[Start of Listed records]

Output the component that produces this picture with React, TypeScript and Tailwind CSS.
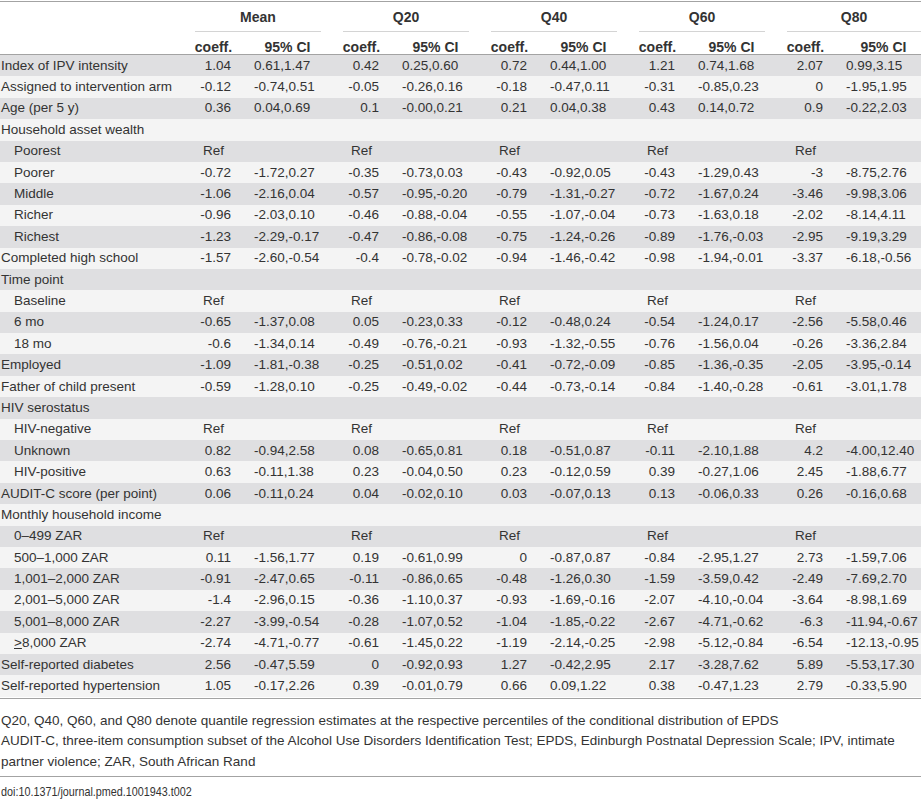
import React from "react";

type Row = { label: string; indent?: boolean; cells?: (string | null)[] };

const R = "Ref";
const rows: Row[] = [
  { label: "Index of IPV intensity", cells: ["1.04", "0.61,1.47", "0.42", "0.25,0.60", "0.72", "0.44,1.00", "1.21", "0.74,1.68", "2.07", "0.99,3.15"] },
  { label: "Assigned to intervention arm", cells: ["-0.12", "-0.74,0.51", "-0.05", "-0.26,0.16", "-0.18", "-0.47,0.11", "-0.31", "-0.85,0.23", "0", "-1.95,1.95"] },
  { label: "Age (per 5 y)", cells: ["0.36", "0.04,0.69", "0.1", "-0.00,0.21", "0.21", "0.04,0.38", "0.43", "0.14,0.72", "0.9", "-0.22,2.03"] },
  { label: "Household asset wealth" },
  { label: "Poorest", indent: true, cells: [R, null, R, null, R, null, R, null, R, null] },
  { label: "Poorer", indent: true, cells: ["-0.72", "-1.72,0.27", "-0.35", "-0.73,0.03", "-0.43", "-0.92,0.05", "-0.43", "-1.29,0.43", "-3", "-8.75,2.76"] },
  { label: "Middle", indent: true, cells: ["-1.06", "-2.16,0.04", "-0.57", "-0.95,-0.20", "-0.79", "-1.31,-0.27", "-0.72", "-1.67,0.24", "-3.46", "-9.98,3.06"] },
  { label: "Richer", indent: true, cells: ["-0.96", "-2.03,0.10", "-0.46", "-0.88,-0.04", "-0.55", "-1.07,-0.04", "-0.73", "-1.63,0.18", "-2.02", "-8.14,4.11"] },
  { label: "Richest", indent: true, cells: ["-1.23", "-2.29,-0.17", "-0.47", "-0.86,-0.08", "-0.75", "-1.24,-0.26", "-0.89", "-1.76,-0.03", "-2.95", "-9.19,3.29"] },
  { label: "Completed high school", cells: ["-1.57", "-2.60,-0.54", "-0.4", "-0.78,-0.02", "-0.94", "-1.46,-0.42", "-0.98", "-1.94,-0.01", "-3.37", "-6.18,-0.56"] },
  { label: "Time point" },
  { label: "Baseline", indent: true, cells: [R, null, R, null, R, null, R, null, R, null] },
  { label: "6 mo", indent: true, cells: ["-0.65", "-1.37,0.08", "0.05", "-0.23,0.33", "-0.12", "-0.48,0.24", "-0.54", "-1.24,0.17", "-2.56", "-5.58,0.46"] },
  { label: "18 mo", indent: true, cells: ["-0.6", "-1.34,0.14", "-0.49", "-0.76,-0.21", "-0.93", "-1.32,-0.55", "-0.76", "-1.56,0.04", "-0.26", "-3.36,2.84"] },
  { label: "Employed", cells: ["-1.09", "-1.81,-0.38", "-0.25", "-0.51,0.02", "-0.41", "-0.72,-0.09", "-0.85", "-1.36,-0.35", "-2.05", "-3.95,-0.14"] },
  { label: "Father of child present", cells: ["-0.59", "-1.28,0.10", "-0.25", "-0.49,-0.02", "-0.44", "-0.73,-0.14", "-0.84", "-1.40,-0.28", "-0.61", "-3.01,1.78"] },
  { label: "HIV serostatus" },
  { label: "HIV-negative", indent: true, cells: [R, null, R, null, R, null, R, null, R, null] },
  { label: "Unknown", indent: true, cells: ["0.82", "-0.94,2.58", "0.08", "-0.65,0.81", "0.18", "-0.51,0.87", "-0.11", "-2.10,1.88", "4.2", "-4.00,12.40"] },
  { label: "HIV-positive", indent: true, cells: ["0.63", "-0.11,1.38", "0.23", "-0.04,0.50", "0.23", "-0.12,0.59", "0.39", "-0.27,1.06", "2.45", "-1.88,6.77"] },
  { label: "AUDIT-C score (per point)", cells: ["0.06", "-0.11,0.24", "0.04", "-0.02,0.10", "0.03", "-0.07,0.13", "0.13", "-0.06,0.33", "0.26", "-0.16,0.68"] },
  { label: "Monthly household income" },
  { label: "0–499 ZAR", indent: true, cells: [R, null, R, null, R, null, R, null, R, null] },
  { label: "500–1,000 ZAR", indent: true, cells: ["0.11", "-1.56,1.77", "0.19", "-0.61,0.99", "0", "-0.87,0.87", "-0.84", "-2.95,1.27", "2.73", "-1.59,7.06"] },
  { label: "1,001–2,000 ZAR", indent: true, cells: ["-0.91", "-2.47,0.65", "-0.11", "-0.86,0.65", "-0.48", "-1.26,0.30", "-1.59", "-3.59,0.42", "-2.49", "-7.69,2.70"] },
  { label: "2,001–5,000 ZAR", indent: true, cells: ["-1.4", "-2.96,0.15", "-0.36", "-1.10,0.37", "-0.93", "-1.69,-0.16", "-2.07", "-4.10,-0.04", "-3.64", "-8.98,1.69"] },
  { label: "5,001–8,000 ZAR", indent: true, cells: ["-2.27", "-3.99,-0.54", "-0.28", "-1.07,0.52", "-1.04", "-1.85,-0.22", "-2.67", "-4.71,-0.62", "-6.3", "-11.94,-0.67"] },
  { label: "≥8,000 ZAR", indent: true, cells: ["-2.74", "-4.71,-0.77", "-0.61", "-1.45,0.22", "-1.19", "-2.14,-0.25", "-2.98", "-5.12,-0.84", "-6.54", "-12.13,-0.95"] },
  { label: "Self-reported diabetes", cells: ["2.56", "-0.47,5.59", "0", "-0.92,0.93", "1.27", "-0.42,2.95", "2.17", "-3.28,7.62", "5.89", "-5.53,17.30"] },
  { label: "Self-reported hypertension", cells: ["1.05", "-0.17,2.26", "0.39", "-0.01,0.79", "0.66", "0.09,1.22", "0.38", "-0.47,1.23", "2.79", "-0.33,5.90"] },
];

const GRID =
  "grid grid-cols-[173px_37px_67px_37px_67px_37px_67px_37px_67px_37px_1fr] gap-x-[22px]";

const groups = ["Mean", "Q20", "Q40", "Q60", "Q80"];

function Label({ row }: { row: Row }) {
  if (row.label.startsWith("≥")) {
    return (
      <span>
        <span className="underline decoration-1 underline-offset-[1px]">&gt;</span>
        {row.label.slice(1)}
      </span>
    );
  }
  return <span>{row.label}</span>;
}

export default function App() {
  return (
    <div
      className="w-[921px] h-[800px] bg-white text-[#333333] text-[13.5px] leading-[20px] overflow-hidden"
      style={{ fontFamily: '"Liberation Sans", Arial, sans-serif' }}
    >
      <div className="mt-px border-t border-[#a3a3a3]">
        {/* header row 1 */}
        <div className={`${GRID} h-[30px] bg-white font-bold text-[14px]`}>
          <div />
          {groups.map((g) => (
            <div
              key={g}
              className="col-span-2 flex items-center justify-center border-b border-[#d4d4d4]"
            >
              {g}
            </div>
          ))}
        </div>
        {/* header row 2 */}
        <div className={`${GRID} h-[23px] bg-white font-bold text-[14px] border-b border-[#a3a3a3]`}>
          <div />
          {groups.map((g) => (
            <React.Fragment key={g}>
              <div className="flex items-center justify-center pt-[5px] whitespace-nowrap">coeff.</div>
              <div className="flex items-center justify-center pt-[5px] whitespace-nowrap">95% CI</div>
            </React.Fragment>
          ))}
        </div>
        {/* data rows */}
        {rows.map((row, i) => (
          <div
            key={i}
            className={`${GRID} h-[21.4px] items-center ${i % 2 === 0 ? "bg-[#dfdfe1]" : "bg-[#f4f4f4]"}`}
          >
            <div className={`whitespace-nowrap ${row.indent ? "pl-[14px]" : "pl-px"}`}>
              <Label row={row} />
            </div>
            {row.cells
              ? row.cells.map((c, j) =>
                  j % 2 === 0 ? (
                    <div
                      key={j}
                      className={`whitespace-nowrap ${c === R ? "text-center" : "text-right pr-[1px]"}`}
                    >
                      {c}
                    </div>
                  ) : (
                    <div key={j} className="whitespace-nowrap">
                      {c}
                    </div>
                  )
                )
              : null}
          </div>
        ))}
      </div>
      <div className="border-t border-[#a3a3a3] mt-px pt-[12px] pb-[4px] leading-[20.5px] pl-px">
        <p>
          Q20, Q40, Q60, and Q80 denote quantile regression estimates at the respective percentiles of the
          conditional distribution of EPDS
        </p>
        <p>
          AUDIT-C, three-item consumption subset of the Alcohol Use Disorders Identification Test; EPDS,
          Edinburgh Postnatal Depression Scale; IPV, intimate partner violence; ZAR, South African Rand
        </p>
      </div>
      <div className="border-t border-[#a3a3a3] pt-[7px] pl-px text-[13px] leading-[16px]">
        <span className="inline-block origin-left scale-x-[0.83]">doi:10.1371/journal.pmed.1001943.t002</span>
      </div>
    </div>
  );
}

[End of Listed records]
[Start of Listed records]

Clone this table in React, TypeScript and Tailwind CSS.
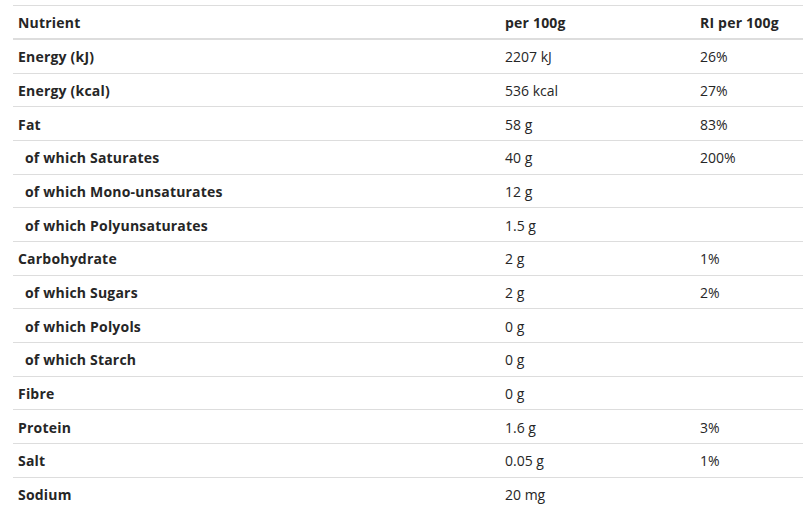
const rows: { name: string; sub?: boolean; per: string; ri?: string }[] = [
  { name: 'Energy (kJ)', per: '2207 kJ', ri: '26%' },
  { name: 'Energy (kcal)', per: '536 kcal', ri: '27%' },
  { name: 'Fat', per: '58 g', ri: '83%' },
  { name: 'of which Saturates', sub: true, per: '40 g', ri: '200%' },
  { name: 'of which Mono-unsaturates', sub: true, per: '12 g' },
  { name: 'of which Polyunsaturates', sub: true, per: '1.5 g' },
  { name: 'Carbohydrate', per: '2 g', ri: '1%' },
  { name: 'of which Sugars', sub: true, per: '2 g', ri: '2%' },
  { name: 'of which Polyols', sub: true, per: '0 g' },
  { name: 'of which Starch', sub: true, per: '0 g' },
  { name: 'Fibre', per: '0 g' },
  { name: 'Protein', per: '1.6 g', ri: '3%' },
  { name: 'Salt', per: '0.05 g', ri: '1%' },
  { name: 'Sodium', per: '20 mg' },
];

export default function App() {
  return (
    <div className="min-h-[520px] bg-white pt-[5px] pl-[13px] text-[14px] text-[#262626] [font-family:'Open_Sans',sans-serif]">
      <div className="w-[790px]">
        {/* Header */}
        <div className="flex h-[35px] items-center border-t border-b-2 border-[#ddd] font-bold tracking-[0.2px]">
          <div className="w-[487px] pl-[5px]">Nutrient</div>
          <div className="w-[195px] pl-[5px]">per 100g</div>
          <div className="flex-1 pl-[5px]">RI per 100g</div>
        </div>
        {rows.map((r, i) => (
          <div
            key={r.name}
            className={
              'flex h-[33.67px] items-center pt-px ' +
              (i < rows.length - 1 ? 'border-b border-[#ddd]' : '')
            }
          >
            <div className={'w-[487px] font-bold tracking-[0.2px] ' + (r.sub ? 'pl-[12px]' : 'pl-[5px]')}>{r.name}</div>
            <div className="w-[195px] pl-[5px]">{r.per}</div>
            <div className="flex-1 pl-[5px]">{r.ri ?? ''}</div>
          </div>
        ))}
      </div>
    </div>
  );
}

[End of Listed records]

Start at the line that contains "Output the component", stop at the line that contains "string; indent?: boolean;", and reproduce each line in that stretch exactly. Pictures are excluded.

* _Final result_
Output the component that produces this picture with React, TypeScript and Tailwind CSS.
import React from "react";

type Row = { label: string; indent?: boolean; cells?: (string | null)[] };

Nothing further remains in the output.